The Mote Knife Connection

Mote knives are the valves of the waste system. Their edge condition and setting decide when material leaves and what it takes with it. A worn or badly seated knife shifts both the quantity and the composition of licker-in and suction hood waste long before the knife looks worn to the eye. Where waste analysis keeps pointing at the first zones, inspect the knives before adjusting settings — the checks are summarised on the carding mote knives page.

Licker-in Condition and Waste Behaviour

The licker-in presents fibre to the knife. Worn wire or pinning, wrong speed for the mix, or roller runout change how fibre is held at the moment of separation — so the same knife at the same setting produces different waste.

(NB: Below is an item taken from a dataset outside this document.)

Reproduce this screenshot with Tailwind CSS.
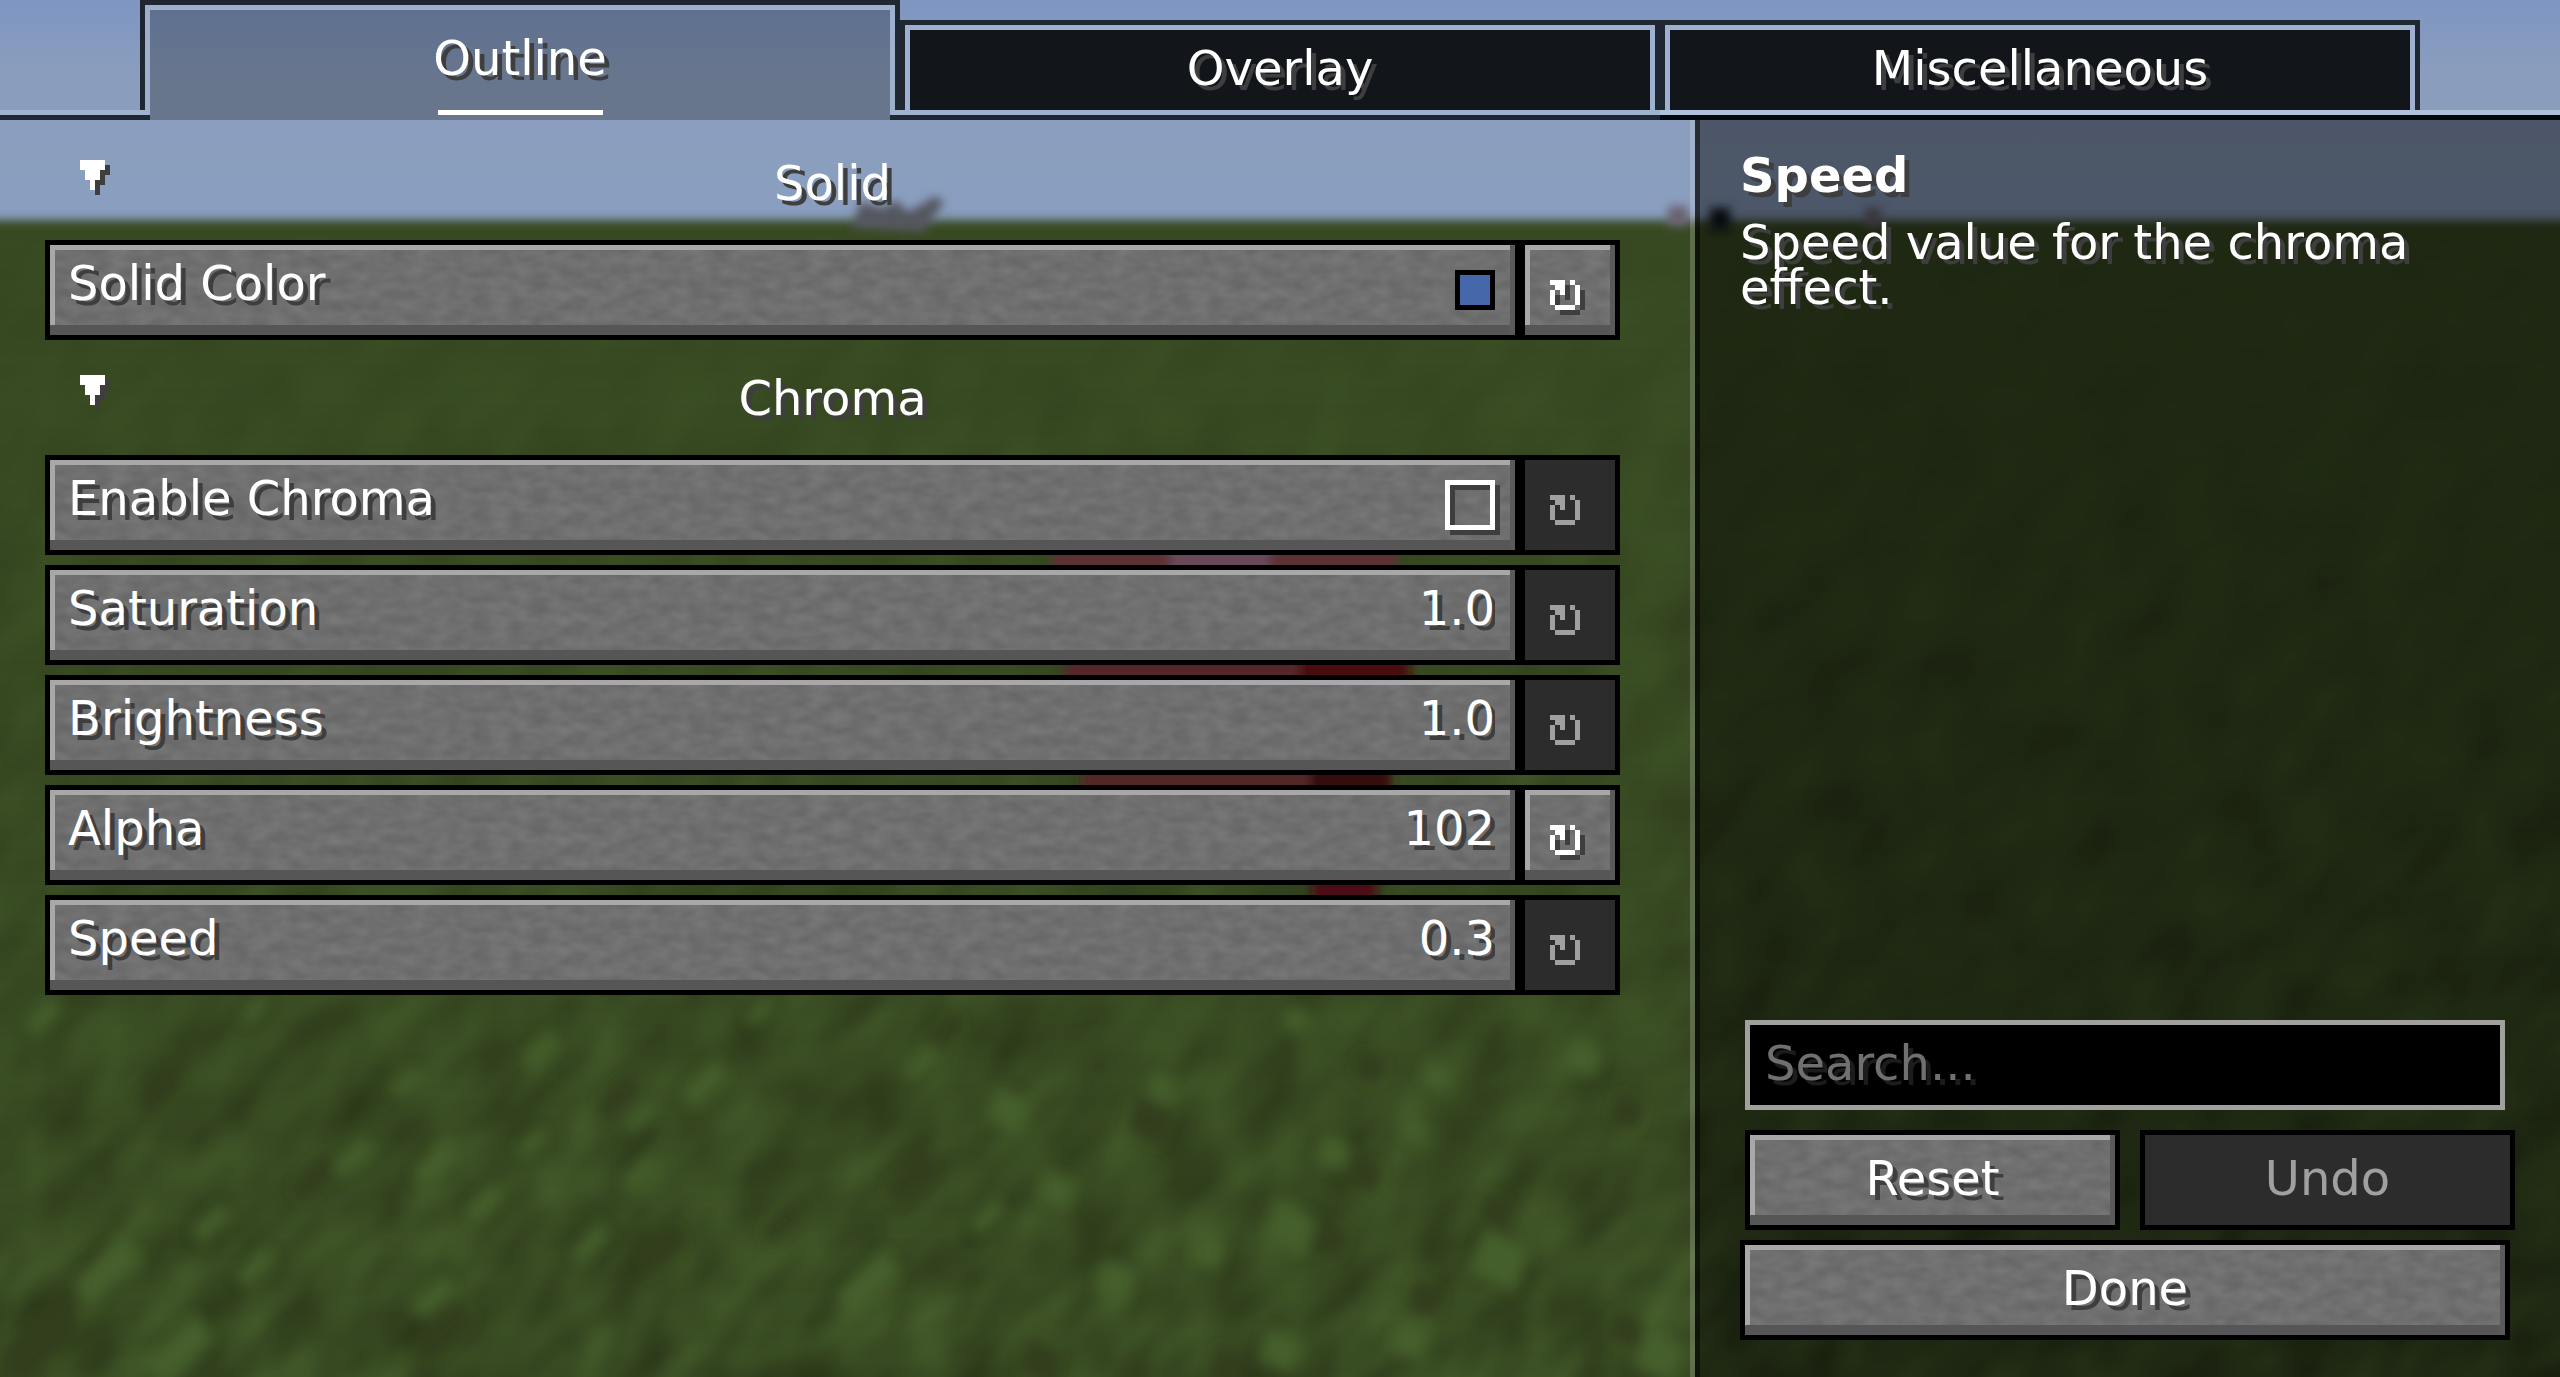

Waste analysis that ignores roller condition ends up "correcting" settings around a mechanical fault.

Field Checks

  • Collect each fraction separately, at the same machine state (same time after cleaning), before comparing anything.
  • Spread licker-in droppings on a dark surface and pick them: estimate the spinnable-fibre share by eye — it is crude, and it is enough to catch a release-timing problem.
  • Weigh flat strips per unit time and note their colour; a whitening strip means good fibre is leaving with the flats.
  • Compare left, centre and right of the working width before comparing machine to machine.
  • Record waste alongside nep and sliver data from the same period — waste numbers without quality numbers invite the wrong conclusion.

What to Record Before Changing Anything

Waste percentage by zone, mix and mixing lot, days since last grind and last knife check, and the machine's recent maintenance history. Half of waste analysis is having a baseline the next reading can be compared against.